DIRECTIONS ->
The records that follow are to be transcribed in full, without their images.

DATA TO PROCESS ->

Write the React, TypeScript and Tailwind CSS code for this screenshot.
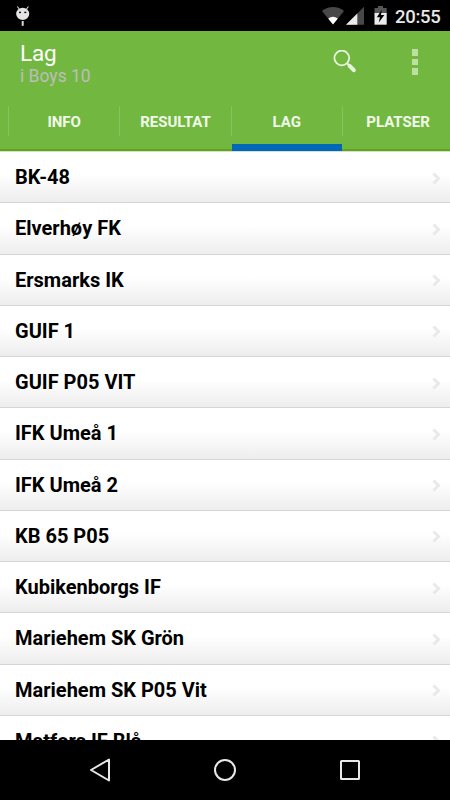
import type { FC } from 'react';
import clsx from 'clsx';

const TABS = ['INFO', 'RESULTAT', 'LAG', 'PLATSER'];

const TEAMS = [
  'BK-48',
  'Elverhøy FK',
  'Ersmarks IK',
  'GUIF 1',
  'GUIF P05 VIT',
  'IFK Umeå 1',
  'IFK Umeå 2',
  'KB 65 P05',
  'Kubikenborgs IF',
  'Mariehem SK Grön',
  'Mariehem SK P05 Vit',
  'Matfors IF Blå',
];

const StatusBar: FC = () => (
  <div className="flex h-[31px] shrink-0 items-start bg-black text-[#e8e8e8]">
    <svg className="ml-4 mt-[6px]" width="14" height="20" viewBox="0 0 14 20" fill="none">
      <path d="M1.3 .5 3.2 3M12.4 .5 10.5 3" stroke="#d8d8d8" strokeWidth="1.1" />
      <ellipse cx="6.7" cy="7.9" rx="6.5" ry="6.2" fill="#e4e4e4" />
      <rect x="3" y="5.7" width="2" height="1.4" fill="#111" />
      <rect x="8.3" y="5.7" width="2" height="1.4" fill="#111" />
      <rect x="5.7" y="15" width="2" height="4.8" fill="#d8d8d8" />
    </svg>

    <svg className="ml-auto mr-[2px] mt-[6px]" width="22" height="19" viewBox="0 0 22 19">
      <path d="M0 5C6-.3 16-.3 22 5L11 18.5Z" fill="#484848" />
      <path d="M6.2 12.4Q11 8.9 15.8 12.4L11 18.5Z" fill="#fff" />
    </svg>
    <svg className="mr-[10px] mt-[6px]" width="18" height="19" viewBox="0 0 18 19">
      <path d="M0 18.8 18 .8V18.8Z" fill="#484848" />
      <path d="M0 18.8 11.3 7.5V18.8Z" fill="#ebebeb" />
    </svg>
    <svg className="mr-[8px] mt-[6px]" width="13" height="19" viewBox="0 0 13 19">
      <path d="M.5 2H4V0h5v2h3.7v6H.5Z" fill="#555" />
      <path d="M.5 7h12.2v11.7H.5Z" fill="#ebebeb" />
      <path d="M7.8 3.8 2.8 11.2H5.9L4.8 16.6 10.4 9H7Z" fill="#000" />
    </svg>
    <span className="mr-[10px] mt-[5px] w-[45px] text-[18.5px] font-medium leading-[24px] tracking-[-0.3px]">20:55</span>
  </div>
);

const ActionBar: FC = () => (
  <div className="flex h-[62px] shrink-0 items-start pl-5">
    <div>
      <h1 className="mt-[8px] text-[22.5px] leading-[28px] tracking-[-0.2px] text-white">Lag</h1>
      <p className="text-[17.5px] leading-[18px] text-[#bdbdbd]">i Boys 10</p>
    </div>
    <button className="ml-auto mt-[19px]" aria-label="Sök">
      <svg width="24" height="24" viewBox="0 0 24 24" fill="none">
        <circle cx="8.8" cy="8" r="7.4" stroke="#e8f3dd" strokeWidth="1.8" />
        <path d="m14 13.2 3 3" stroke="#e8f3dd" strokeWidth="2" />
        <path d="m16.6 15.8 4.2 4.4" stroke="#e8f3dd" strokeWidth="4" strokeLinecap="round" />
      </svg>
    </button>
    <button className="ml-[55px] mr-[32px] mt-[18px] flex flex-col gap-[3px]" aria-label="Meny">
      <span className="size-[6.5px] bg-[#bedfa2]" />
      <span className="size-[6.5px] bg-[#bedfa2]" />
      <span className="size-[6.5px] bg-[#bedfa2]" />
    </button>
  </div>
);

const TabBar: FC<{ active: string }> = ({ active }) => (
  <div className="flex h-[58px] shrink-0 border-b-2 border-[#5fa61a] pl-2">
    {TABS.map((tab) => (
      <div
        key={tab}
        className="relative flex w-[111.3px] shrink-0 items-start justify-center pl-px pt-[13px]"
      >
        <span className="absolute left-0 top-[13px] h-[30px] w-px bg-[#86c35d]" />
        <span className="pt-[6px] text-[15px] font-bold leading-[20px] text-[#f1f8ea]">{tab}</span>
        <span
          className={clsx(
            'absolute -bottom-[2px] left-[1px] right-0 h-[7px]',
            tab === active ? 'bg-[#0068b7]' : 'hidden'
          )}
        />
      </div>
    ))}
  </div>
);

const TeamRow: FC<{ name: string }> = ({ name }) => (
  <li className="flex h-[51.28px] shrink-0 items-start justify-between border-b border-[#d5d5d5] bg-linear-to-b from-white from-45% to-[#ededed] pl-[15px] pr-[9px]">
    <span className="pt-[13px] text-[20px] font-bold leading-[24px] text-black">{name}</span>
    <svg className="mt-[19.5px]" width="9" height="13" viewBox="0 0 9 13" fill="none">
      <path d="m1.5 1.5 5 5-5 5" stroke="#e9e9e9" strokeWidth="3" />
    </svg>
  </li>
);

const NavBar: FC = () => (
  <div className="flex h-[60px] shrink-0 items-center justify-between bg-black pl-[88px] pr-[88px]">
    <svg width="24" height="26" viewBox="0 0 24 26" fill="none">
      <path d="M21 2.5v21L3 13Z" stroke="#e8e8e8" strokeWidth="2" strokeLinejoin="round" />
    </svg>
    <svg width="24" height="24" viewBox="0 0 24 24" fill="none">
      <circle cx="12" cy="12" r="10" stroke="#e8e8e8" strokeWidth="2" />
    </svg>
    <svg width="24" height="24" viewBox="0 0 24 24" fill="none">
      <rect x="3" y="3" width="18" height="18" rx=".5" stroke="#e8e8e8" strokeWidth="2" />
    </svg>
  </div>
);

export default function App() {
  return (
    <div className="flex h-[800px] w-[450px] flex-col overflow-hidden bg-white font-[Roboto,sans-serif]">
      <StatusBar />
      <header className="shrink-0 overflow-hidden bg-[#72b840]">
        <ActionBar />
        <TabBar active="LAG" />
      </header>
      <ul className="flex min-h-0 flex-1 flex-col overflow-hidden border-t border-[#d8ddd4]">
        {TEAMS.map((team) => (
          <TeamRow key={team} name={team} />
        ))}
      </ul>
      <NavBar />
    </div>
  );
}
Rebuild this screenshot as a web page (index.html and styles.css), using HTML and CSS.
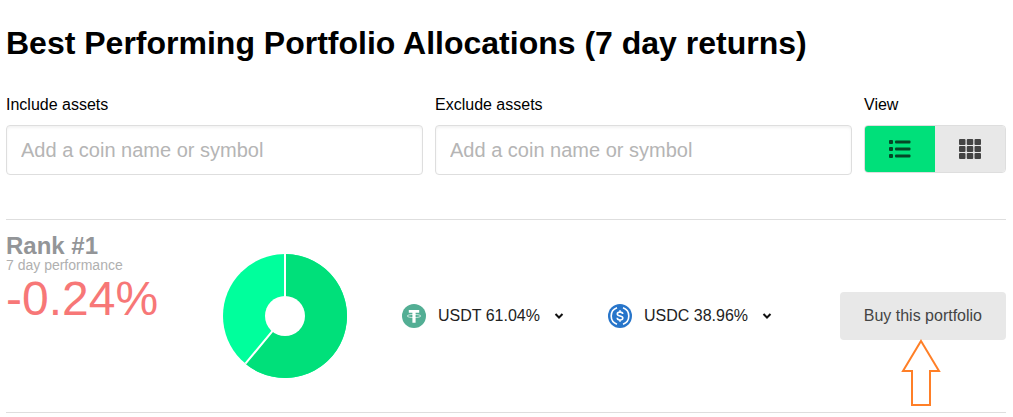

OUTPUT BELOW ->
Write the React, TypeScript and Tailwind CSS code for this screenshot.
import type { FC } from 'react';
import clsx from 'clsx';

const TABS = ['INFO', 'RESULTAT', 'LAG', 'PLATSER'];

const TEAMS = [
  'BK-48',
  'Elverhøy FK',
  'Ersmarks IK',
  'GUIF 1',
  'GUIF P05 VIT',
  'IFK Umeå 1',
  'IFK Umeå 2',
  'KB 65 P05',
  'Kubikenborgs IF',
  'Mariehem SK Grön',
  'Mariehem SK P05 Vit',
  'Matfors IF Blå',
];

const StatusBar: FC = () => (
  <div className="flex h-[31px] shrink-0 items-start bg-black text-[#e8e8e8]">
    <svg className="ml-4 mt-[6px]" width="14" height="20" viewBox="0 0 14 20" fill="none">
      <path d="M1.3 .5 3.2 3M12.4 .5 10.5 3" stroke="#d8d8d8" strokeWidth="1.1" />
      <ellipse cx="6.7" cy="7.9" rx="6.5" ry="6.2" fill="#e4e4e4" />
      <rect x="3" y="5.7" width="2" height="1.4" fill="#111" />
      <rect x="8.3" y="5.7" width="2" height="1.4" fill="#111" />
      <rect x="5.7" y="15" width="2" height="4.8" fill="#d8d8d8" />
    </svg>

    <svg className="ml-auto mr-[2px] mt-[6px]" width="22" height="19" viewBox="0 0 22 19">
      <path d="M0 5C6-.3 16-.3 22 5L11 18.5Z" fill="#484848" />
      <path d="M6.2 12.4Q11 8.9 15.8 12.4L11 18.5Z" fill="#fff" />
    </svg>
    <svg className="mr-[10px] mt-[6px]" width="18" height="19" viewBox="0 0 18 19">
      <path d="M0 18.8 18 .8V18.8Z" fill="#484848" />
      <path d="M0 18.8 11.3 7.5V18.8Z" fill="#ebebeb" />
    </svg>
    <svg className="mr-[8px] mt-[6px]" width="13" height="19" viewBox="0 0 13 19">
      <path d="M.5 2H4V0h5v2h3.7v6H.5Z" fill="#555" />
      <path d="M.5 7h12.2v11.7H.5Z" fill="#ebebeb" />
      <path d="M7.8 3.8 2.8 11.2H5.9L4.8 16.6 10.4 9H7Z" fill="#000" />
    </svg>
    <span className="mr-[10px] mt-[5px] w-[45px] text-[18.5px] font-medium leading-[24px] tracking-[-0.3px]">20:55</span>
  </div>
);

const ActionBar: FC = () => (
  <div className="flex h-[62px] shrink-0 items-start pl-5">
    <div>
      <h1 className="mt-[8px] text-[22.5px] leading-[28px] tracking-[-0.2px] text-white">Lag</h1>
      <p className="text-[17.5px] leading-[18px] text-[#bdbdbd]">i Boys 10</p>
    </div>
    <button className="ml-auto mt-[19px]" aria-label="Sök">
      <svg width="24" height="24" viewBox="0 0 24 24" fill="none">
        <circle cx="8.8" cy="8" r="7.4" stroke="#e8f3dd" strokeWidth="1.8" />
        <path d="m14 13.2 3 3" stroke="#e8f3dd" strokeWidth="2" />
        <path d="m16.6 15.8 4.2 4.4" stroke="#e8f3dd" strokeWidth="4" strokeLinecap="round" />
      </svg>
    </button>
    <button className="ml-[55px] mr-[32px] mt-[18px] flex flex-col gap-[3px]" aria-label="Meny">
      <span className="size-[6.5px] bg-[#bedfa2]" />
      <span className="size-[6.5px] bg-[#bedfa2]" />
      <span className="size-[6.5px] bg-[#bedfa2]" />
    </button>
  </div>
);

const TabBar: FC<{ active: string }> = ({ active }) => (
  <div className="flex h-[58px] shrink-0 border-b-2 border-[#5fa61a] pl-2">
    {TABS.map((tab) => (
      <div
        key={tab}
        className="relative flex w-[111.3px] shrink-0 items-start justify-center pl-px pt-[13px]"
      >
        <span className="absolute left-0 top-[13px] h-[30px] w-px bg-[#86c35d]" />
        <span className="pt-[6px] text-[15px] font-bold leading-[20px] text-[#f1f8ea]">{tab}</span>
        <span
          className={clsx(
            'absolute -bottom-[2px] left-[1px] right-0 h-[7px]',
            tab === active ? 'bg-[#0068b7]' : 'hidden'
          )}
        />
      </div>
    ))}
  </div>
);

const TeamRow: FC<{ name: string }> = ({ name }) => (
  <li className="flex h-[51.28px] shrink-0 items-start justify-between border-b border-[#d5d5d5] bg-linear-to-b from-white from-45% to-[#ededed] pl-[15px] pr-[9px]">
    <span className="pt-[13px] text-[20px] font-bold leading-[24px] text-black">{name}</span>
    <svg className="mt-[19.5px]" width="9" height="13" viewBox="0 0 9 13" fill="none">
      <path d="m1.5 1.5 5 5-5 5" stroke="#e9e9e9" strokeWidth="3" />
    </svg>
  </li>
);

const NavBar: FC = () => (
  <div className="flex h-[60px] shrink-0 items-center justify-between bg-black pl-[88px] pr-[88px]">
    <svg width="24" height="26" viewBox="0 0 24 26" fill="none">
      <path d="M21 2.5v21L3 13Z" stroke="#e8e8e8" strokeWidth="2" strokeLinejoin="round" />
    </svg>
    <svg width="24" height="24" viewBox="0 0 24 24" fill="none">
      <circle cx="12" cy="12" r="10" stroke="#e8e8e8" strokeWidth="2" />
    </svg>
    <svg width="24" height="24" viewBox="0 0 24 24" fill="none">
      <rect x="3" y="3" width="18" height="18" rx=".5" stroke="#e8e8e8" strokeWidth="2" />
    </svg>
  </div>
);

export default function App() {
  return (
    <div className="flex h-[800px] w-[450px] flex-col overflow-hidden bg-white font-[Roboto,sans-serif]">
      <StatusBar />
      <header className="shrink-0 overflow-hidden bg-[#72b840]">
        <ActionBar />
        <TabBar active="LAG" />
      </header>
      <ul className="flex min-h-0 flex-1 flex-col overflow-hidden border-t border-[#d8ddd4]">
        {TEAMS.map((team) => (
          <TeamRow key={team} name={team} />
        ))}
      </ul>
      <NavBar />
    </div>
  );
}
Rebuild this screenshot as a web page (index.html and styles.css), using HTML and CSS.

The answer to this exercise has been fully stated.